La crisi di Israele è solo esterna, non interna
I pochi amici italiani di Israele si sono generosamente interrogati sulla profondità della crisi israeliana. Certamente per Israele è un momento difficile. Ma non vi è una crisi interna di dimensioni tali da far temere una incapacità di gestire i pericoli per la sopravvivenza di questa rimarchevole nazione oppure suoi atti irrazionali. La crisi israeliana è solo esterna.

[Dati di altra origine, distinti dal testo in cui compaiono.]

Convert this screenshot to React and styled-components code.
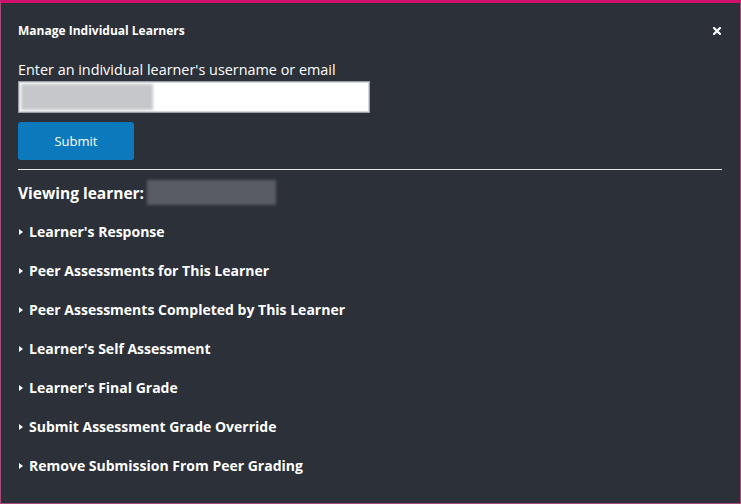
import React, { useState } from "react";
import styled, { createGlobalStyle } from "styled-components";

const GlobalStyle = createGlobalStyle`
  html, body {
    margin: 0;
    padding: 0;
    background: #2c3039;
  }
  * {
    box-sizing: border-box;
  }
`;

const sections = [
  "Learner's Response",
  "Peer Assessments for This Learner",
  "Peer Assessments Completed by This Learner",
  "Learner's Self Assessment",
  "Learner's Final Grade",
  "Submit Assessment Grade Override",
  "Remove Submission From Peer Grading",
];

const App = () => {
  const [q, setQ] = useState("");

  return (
    <React.Fragment>
      <GlobalStyle />
      <Modal>
        <Header>
          <Title>Manage Individual Learners</Title>
          <CloseBtn aria-label="close">
            <svg width="8" height="8" viewBox="0 0 8 8">
              <path
                d="M1 1 L7 7 M7 1 L1 7"
                stroke="#ffffff"
                strokeWidth="2.2"
                strokeLinecap="square"
              />
            </svg>
          </CloseBtn>
        </Header>
        <Body>
          <Label htmlFor="learner">
            Enter an individual learner's username or email
          </Label>
          <InputBox>
            <BlurChip $w="132px" $h="26px" $color="#c6c7ca" />
            <TextInput
              id="learner"
              value={q}
              onChange={(e) => setQ(e.target.value)}
            />
          </InputBox>
          <SubmitBtn>Submit</SubmitBtn>
          <Divider />
          <Viewing>
            Viewing learner:
            <BlurChip $w="129px" $h="25px" $color="#595c64" />
          </Viewing>
          <SectionList>
            {sections.map((s) => (
              <SectionItem key={s}>
                <Caret />
                {s}
              </SectionItem>
            ))}
          </SectionList>
        </Body>
      </Modal>
    </React.Fragment>
  );
};

export default App;

const Modal = styled.div`
  width: 741px;
  height: 504px;
  background: #2c3039;
  border-top: 3px solid #d1106c;
  border-left: 1px solid #a8497c;
  border-right: 1px solid #a8497c;
  border-bottom: 1px solid #a8497c;
  font-family: "Open Sans", "Liberation Sans", sans-serif;
  color: #ffffff;
  display: flex;
  flex-direction: column;
`;

const Header = styled.div`
  display: flex;
  justify-content: space-between;
  align-items: center;
  padding: 20px 19px 0 17px;
`;

const Title = styled.h2`
  margin: 0;
  font-size: 12px;
  line-height: 16px;
  font-weight: 700;
`;

const CloseBtn = styled.button`
  background: none;
  border: none;
  padding: 0;
  display: flex;
  align-items: center;
  cursor: pointer;
`;

const Body = styled.div`
  padding: 21px 18px 0 17px;
  display: flex;
  flex-direction: column;
  align-items: flex-start;
`;

const Label = styled.label`
  font-size: 14.4px;
  line-height: 20px;
  margin-bottom: 1px;
`;

const InputBox = styled.div`
  width: 352px;
  height: 32px;
  background: #ffffff;
  border: 1px solid #9a9ea5;
  box-shadow: inset 0 0 0 1px #d6d8db;
  padding: 2px;
  display: flex;
  align-items: center;
`;

const BlurChip = styled.span`
  display: inline-block;
  width: ${({ $w }) => $w};
  height: ${({ $h }) => $h};
  background: ${({ $color }) => $color};
  filter: blur(1.5px);
  flex-shrink: 0;
`;

const TextInput = styled.input`
  flex: 1;
  min-width: 0;
  height: 100%;
  border: none;
  outline: none;
  background: transparent;
  font-family: inherit;
  font-size: 14px;
`;

const SubmitBtn = styled.button`
  margin-top: 9px;
  width: 116px;
  height: 38px;
  border: none;
  border-radius: 3px;
  background: #0b79bb;
  color: #ffffff;
  font-family: inherit;
  font-size: 13px;
  cursor: pointer;
`;

const Divider = styled.hr`
  align-self: stretch;
  margin: 9px 0 0;
  border: none;
  border-top: 1px solid #e6e6e6;
`;

const Viewing = styled.h3`
  margin: 10px 0 0;
  font-size: 15.5px;
  line-height: 24px;
  font-weight: 700;
  display: flex;
  align-items: center;
  gap: 3px;
`;

const SectionList = styled.ul`
  list-style: none;
  margin: 17px 0 0;
  padding: 0;
  display: flex;
  flex-direction: column;
  gap: 19px;
`;

const SectionItem = styled.li`
  font-size: 14px;
  line-height: 20px;
  font-weight: 700;
  display: flex;
  align-items: center;
  cursor: pointer;
`;

const Caret = styled.span`
  width: 0;
  height: 0;
  margin: 0 6px 0 1px;
  border-top: 3.5px solid transparent;
  border-bottom: 3.5px solid transparent;
  border-left: 4px solid #ffffff;
`;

Il dato più importante riguarda il successo del missile iraniano, di concezione cinese, lanciato dagli Hezbollah contro una nave israeliana al largo di Beirut. Non è stato un fallimento tecnologico, ma un errore umano: non erano accesi i sistemi di contromisura. Se lo fossero stati il giocattolino cino-iraniano sarebbe stato annichilito. Tutte le analisi che avevano temuto una crisi di superiorità tecnologica a partire da questo fatto possono rientrare. La condotta un po’ indecisa dell’azione di bonifica degli Hezbollah ha motivazioni più politiche che di incapacità tecnica. Non era interesse di Israele mostrare uno strapotere né tantomeno occupare un territorio. Entro questo quadro poi ci sono stati errori tipici in casi in cui si impiegano riservisti. Ma il nucleo professionale della forza armata israeliana ha eliminato il nemico secondo i piani, al cronometro. Infatti Hezbollah sta facendo uno sforzo enorme per riorganizzarsi e non sarà mai più come prima. Il governo Olmert è instabile? Certo, come ogni governo israeliano. Ma Israele, per le cose che contano, è governata da un direttorio stabilissimo. Per questo può permettersi il disordine di una democrazia pur nazione in guerra. Non è qui il problema, come non lo è la sua potenza militare. La crisi è nella mancanza di consenso internazionale necessario sia per difendersi sia per trovare qualche alleato che aiuti la pace. L’America garantisce la sicurezza di Israele, ma non la chiusura del conflitto perché ha la priorità di tenersi buoni gli islamici pro-occidentali a cui è utile lo status quo. L’Europa subisce il ricatto islamico e non la aiuterà manco a difendersi. Qui c’è la disperazione di Israele: sola contro un mondo islamico che teorizza la sua distruzione e uno occidentale che in grandi numeri la imputa di essere il male o se ne infischia. Tale situazione è tragica, ma anche così tragicomica da generare witz (scherzi). Per esempio, sentito a Gerusalemme: “lasciamo che i nazisti islamici uccidano un milione di ebrei per commuovere finalmente il mondo e così salvare i quattro che resteranno, ma potremo fidarci? No. Sventagliata con missili nucleari? No, che spreco. E allora? Avanti così, va bene”. Sufficientemente forti per restare freddi e ironici.